--- EXERCISE DESCRIPTION ---
Report how many lines below contain the word "this". Give only the number.

--- DATA SUPPLIED ---

START

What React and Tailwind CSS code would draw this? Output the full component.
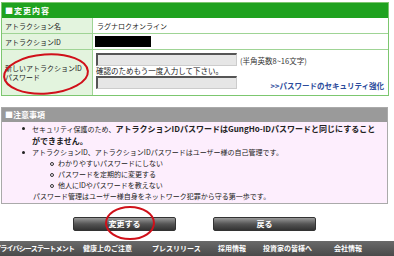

END
START

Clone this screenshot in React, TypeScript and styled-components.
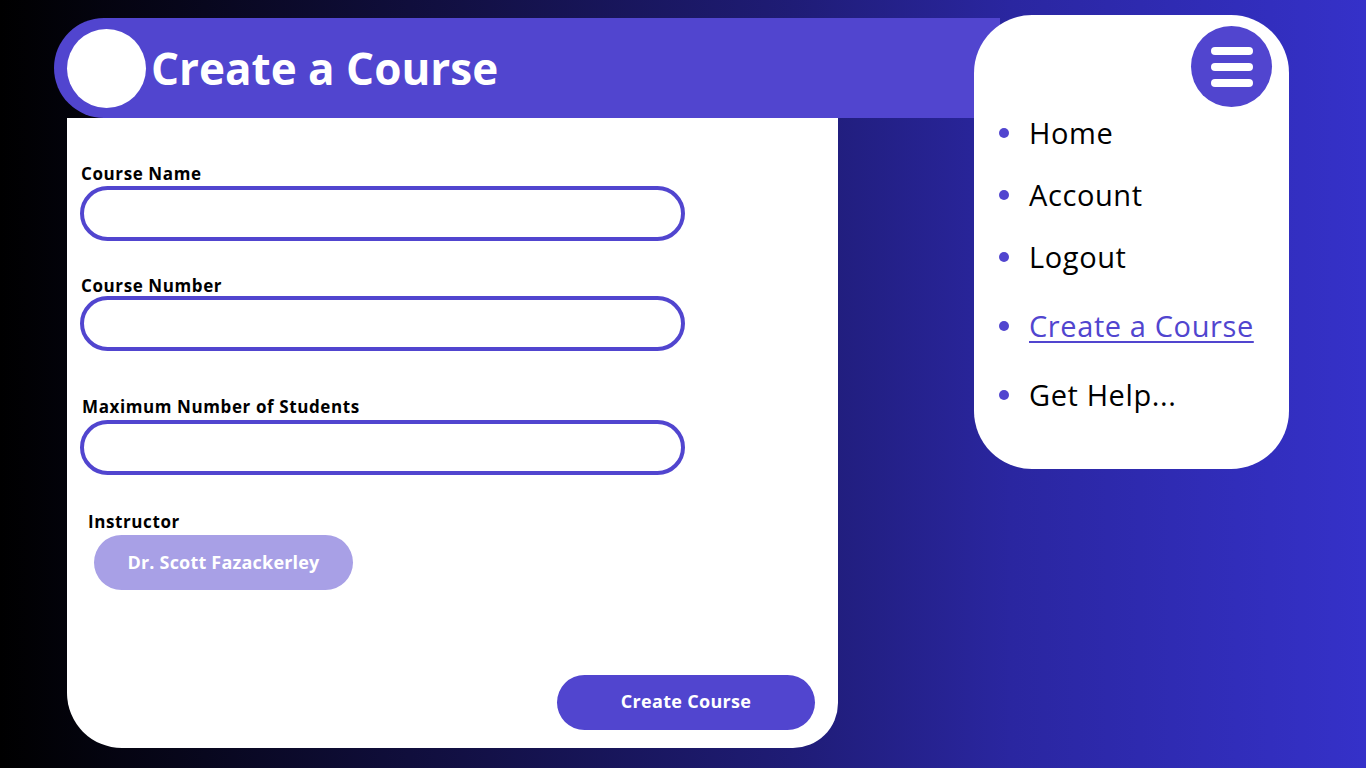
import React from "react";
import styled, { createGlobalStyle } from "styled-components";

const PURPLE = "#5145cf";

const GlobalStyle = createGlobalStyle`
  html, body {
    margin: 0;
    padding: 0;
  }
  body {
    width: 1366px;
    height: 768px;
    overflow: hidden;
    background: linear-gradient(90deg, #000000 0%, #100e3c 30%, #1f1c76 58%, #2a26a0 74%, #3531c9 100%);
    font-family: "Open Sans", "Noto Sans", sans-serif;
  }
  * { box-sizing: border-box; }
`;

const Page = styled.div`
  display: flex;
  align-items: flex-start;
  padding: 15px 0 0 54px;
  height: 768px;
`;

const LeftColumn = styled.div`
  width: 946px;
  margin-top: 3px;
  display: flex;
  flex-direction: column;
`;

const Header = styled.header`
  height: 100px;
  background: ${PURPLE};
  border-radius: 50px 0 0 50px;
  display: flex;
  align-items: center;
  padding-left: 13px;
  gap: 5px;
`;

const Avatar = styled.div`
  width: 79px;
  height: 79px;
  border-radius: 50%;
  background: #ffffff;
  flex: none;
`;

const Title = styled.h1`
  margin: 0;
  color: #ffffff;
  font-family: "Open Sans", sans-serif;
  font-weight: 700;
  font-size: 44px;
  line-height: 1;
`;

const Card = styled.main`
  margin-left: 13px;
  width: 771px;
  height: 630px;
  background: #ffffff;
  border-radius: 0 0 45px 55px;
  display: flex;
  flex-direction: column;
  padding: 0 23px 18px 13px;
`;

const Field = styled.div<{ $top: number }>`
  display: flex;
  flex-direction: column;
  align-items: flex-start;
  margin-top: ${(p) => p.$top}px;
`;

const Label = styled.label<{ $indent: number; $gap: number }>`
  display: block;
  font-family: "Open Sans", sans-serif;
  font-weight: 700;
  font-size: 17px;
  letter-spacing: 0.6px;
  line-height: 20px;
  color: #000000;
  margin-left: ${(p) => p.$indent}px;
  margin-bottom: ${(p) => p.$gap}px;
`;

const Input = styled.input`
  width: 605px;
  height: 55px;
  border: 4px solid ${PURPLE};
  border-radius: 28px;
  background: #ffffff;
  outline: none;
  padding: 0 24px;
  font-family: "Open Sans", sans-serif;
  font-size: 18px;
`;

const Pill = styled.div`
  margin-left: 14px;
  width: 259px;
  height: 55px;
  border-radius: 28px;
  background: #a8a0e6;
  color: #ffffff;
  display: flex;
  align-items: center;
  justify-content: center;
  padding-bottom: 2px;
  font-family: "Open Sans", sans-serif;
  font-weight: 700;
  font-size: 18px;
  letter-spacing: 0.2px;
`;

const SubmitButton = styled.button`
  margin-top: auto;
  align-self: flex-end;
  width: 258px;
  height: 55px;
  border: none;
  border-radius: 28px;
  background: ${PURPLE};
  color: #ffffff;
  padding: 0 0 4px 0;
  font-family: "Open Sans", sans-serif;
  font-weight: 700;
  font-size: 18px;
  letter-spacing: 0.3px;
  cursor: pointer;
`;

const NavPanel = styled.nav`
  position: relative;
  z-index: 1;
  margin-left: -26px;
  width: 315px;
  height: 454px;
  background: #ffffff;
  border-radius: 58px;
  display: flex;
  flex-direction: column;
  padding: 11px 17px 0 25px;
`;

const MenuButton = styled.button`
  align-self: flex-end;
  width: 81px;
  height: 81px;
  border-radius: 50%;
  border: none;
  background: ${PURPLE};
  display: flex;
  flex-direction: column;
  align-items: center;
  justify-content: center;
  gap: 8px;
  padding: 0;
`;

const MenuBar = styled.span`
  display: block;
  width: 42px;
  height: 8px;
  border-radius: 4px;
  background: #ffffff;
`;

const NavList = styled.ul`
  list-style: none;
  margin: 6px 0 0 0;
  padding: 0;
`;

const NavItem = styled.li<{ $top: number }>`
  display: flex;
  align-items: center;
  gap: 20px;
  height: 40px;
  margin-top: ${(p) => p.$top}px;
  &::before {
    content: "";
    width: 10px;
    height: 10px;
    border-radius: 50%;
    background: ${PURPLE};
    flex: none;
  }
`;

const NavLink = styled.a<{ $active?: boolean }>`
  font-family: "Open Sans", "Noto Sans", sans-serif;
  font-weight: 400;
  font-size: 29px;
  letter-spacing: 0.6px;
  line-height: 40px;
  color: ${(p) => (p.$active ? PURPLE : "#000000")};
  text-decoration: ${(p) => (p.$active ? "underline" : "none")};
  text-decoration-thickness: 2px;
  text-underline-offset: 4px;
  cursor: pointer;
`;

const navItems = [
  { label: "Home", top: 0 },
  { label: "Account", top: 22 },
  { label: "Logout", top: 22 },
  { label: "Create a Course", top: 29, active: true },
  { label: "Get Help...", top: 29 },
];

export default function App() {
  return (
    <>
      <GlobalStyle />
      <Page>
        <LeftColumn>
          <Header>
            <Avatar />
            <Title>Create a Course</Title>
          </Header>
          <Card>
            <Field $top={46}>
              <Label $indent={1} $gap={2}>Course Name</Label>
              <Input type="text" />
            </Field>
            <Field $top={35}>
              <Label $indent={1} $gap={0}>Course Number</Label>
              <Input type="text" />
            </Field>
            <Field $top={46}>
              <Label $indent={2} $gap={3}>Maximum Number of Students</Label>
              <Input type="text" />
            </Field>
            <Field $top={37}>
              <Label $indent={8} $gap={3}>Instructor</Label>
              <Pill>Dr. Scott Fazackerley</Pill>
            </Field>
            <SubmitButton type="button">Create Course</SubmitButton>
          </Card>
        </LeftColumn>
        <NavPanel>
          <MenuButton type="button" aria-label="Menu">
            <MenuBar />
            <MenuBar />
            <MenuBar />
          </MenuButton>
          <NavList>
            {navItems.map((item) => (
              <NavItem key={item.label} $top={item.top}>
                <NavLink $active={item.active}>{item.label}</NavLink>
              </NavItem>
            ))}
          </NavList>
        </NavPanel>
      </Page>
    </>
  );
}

END

--- RESPONSE TO THE TASK ---
2